I hope most of you by now have read Nate Silver this morning, as is your civic duty. He argues that in order for Romney to win, the polls must be statistically biased in Obama's favor, meaning they must be overestimating support for Obama. Nate explains it this way:
...many of the pollsters are likely to make [...] assumptions about how to measure the voter universe accurately. This introduces the possibility that most of the pollsters could err on one or another side — whether in Mr. Obama’s direction, or Mr. Romney’s. In a statistical sense, we would call this bias: that the polls are not taking an accurate sample of the voter population.
But there is another way to think of it. The pollsters may be overestimating us. And by us, I mean the Democrats. They may think we're going to do a decent job getting out the vote. They may be wrong. They may think we really care about winning this election. They may be wrong. They may think we're going to make a ton of phone calls, knock on doors, drive people to the polls. They may be wrong.
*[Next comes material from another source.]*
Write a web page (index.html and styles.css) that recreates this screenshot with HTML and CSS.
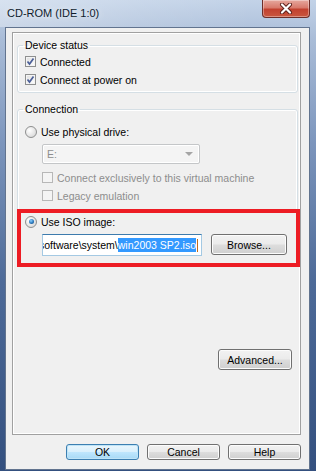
FILE: index.html
```html
<!DOCTYPE html>
<html lang="en">
<head>
    <meta charset="UTF-8">
    <meta name="viewport" content="width=device-width, initial-scale=1.0">
    <title>CD-ROM (IDE 1:0)</title>
    <link rel="stylesheet" href="styles.css">
</head>
<body>
    <div class="window">
        <!-- Title bar -->
        <div class="titlebar">
            <span class="title">CD-ROM (IDE 1:0)</span>
            <div class="close">
                <svg width="16" height="11" viewBox="0 0 16 11">
                    <path d="M4 1.5 L12 9.5 M12 1.5 L4 9.5" stroke="#5a1f1a" stroke-width="4" stroke-linecap="round"/>
                    <path d="M4 1.5 L12 9.5 M12 1.5 L4 9.5" stroke="#ffffff" stroke-width="2.2" stroke-linecap="round"/>
                </svg>
            </div>
        </div>

        <div class="client">
            <div class="page">
                <fieldset class="group group-status">
                    <legend>Device status</legend>
                    <div class="opt">
                        <span class="check">
                            <svg width="9" height="9" viewBox="0 0 9 9"><path d="M1.5 4.5 L3.5 7 L7.5 1.5" fill="none" stroke="#4b5f98" stroke-width="1.7"/></svg>
                        </span>
                        Connected
                    </div>
                    <div class="opt">
                        <span class="check">
                            <svg width="9" height="9" viewBox="0 0 9 9"><path d="M1.5 4.5 L3.5 7 L7.5 1.5" fill="none" stroke="#4b5f98" stroke-width="1.7"/></svg>
                        </span>
                        Connect at power on
                    </div>
                </fieldset>

                <fieldset class="group group-conn">
                    <legend>Connection</legend>
                    <div class="opt opt-first"><span class="radio"></span>Use physical drive:</div>
                    <div class="indent">
                        <div class="combo">E:<span class="arrow"></span></div>
                        <div class="opt disabled"><span class="check"></span>Connect exclusively to this virtual machine</div>
                        <div class="opt disabled"><span class="check"></span>Legacy emulation</div>
                    </div>

                    <div class="highlight">
                        <div class="opt"><span class="radio selected"></span>Use ISO image:</div>
                        <div class="iso-row">
                            <div class="field">
                                <span class="path">D:\software\system\</span><span class="sel">win2003 SP2.iso</span><span class="caret"></span>
                            </div>
                            <div class="btn btn-browse">Browse...</div>
                        </div>
                    </div>
                </fieldset>

                <div class="advanced-row">
                    <div class="btn btn-advanced">Advanced...</div>
                </div>
            </div>

            <div class="footer">
                <div class="btn btn-footer btn-default">OK</div>
                <div class="btn btn-footer">Cancel</div>
                <div class="btn btn-footer">Help</div>
            </div>
        </div>
    </div>
</body>
</html>
```

FILE: styles.css
```css
body {
    margin: 0;
    font-family: "Liberation Sans", Arial, sans-serif;
    font-size: 10.5px;
    color: #000;
}
.window {
    width: 316px;
    height: 471px;
    box-sizing: border-box;
    padding: 0 6px 1px 5px;
    display: flex;
    flex-direction: column;
    background: linear-gradient(180deg, #c3d3e8 0%, #aabdd8 8%, #7d96bd 30%, #4d6a98 60%, #34507f 100%);
}
.titlebar {
    height: 27px;
    display: flex;
    justify-content: space-between;
    align-items: flex-start;
    margin: 0 -6px 0 -5px;
    padding: 0 6px 0 7px;
    background: linear-gradient(90deg, rgba(255,255,255,0.35) 0%, rgba(255,255,255,0.12) 45%, rgba(255,255,255,0) 80%);
}
.title {
    font-size: 11px;
    line-height: 13px;
    padding-top: 7px;
    color: #0f1c2c;
    text-shadow: 0 0 6px rgba(255,255,255,0.9);
}
.close {
    width: 46px;
    height: 17px;
    border: 1px solid #6d2e29;
    border-top: none;
    border-radius: 0 0 4px 4px;
    display: flex;
    align-items: center;
    justify-content: center;
    background: linear-gradient(180deg, #e6a89e 0%, #d87a6c 45%, #c2412f 55%, #c9573f 100%);
    box-shadow: inset 0 0 0 1px rgba(255,255,255,0.35);
}
.client {
    flex: 1;
    border: 1px solid #62748f;
    background: #f0f0f0;
    padding: 4px 8px 9px 6px;
    display: flex;
    flex-direction: column;
}
.page {
    height: 403px;
    box-sizing: border-box;
    border: 1px solid #a0a0a0;
    box-shadow: inset 0 0 0 1px #ffffff;
    padding: 6px 2px 0 4px;
    display: flex;
    flex-direction: column;
}
.group {
    margin: 0;
    padding: 0 7px;
    border: 1px solid #d5dfe5;
    border-radius: 3px;
    box-shadow: inset 0 0 0 1px #ffffff;
    display: flex;
    flex-direction: column;
}
.group legend {
    padding: 0 2px;
    margin-left: -2px;
    line-height: 12px;
}
.group-status {
    padding-top: 2px;
    padding-bottom: 4px;
    gap: 1px;
}
.group-conn {
    margin-top: 10px;
    padding-bottom: 0;
}
.opt {
    height: 17px;
    display: flex;
    align-items: center;
    white-space: nowrap;
}
.opt-first {
    margin-top: 8px;
}
.check {
    width: 9px;
    height: 9px;
    border: 1px solid #8e8f8f;
    margin-right: 4px;
    display: flex;
    align-items: center;
    justify-content: center;
    background: linear-gradient(135deg, #dcdcdc 0%, #f6f6f6 70%, #ffffff 100%);
    box-shadow: inset 0 0 0 1px #f4f4f4;
}
.disabled {
    color: #8d8d8d;
}
.disabled .check {
    border-color: #b7b7b7;
    background: #f4f4f4;
    box-shadow: none;
}
.radio {
    width: 10px;
    height: 10px;
    border: 1px solid #8e8f8f;
    border-radius: 50%;
    margin-right: 4px;
    display: flex;
    align-items: center;
    justify-content: center;
    background: radial-gradient(circle at 35% 35%, #ffffff 0%, #e8e8e8 50%, #cfcfcf 100%);
}
.radio.selected::after {
    content: "";
    width: 5px;
    height: 5px;
    border-radius: 50%;
    background: radial-gradient(circle at 40% 35%, #8fd1ff 0%, #2f7fc4 50%, #103f70 100%);
}
.indent {
    margin-left: 17px;
    display: flex;
    flex-direction: column;
    gap: 1px;
}
.combo {
    width: 152px;
    height: 18px;
    margin: 4px 0 4px;
    border: 1px solid #c4c6c8;
    border-radius: 2px;
    box-shadow: inset 0 0 0 1px #ffffff;
    background: #f4f4f4;
    color: #8d8d8d;
    padding-left: 4px;
    display: flex;
    align-items: center;
    justify-content: space-between;
}
.arrow {
    width: 0;
    height: 0;
    margin-right: 6px;
    border-left: 4px solid transparent;
    border-right: 4px solid transparent;
    border-top: 4px solid #a5a5a5;
}
.highlight {
    margin: 5px -10px -3px -8px;
    border: 4px solid #ed1c24;
    padding: 0 8px 7px 4px;
}
.iso-row {
    margin-top: 4px;
    padding-left: 17px;
    display: flex;
    align-items: flex-start;
    gap: 9px;
}
.field {
    width: 155px;
    height: 20px;
    border: 1px solid #a4c9e3;
    border-top-color: #3d7bad;
    background: #ffffff;
    padding-right: 3px;
    overflow: hidden;
    white-space: nowrap;
    display: flex;
    align-items: center;
    justify-content: flex-end;
}
.path, .sel {
    flex-shrink: 0;
}
.sel {
    background: #3399ff;
    color: #ffffff;
    line-height: 14px;
}
.caret {
    flex-shrink: 0;
    width: 1px;
    height: 13px;
    margin-left: 1px;
    background: #c46a1a;
}
.btn {
    box-sizing: border-box;
    border: 1px solid #707070;
    border-radius: 3px;
    background: linear-gradient(180deg, #f2f2f2 0%, #ebebeb 48%, #dddddd 52%, #cfcfcf 100%);
    box-shadow: inset 0 0 0 1px #fcfcfc;
    display: flex;
    align-items: center;
    justify-content: center;
    white-space: nowrap;
}
.btn-browse {
    width: 76px;
    height: 21px;
}
.advanced-row {
    margin-top: 84px;
    padding-right: 6px;
    display: flex;
    justify-content: flex-end;
}
.btn-advanced {
    width: 74px;
    height: 21px;
}
.footer {
    margin-top: 9px;
    display: flex;
    justify-content: flex-end;
    gap: 8px;
}
.btn-footer {
    width: 73px;
    height: 16px;
}
.btn-default {
    border-color: #3c7fb1;
    background: linear-gradient(180deg, #eaf6fd 0%, #d9f0fc 48%, #bee6fd 52%, #a7d9f5 100%);
    box-shadow: inset 0 0 0 1px #bfe4f7;
}
```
Political polling is a very strange kind of analysis. You're not measuring the average size of a rock. You're measuring something much more maleable, fluid, ephemeral. You're measuring attitudes, free will. You're guessing what someone might do.
So when the pollsters say that we're winning in Ohio, it's really a vote of confidence. They're saying they think we're going to do our job and get out the vote at very high levels.
According to Nate, there's currently a 16.3% chance we won't. But that's up to us.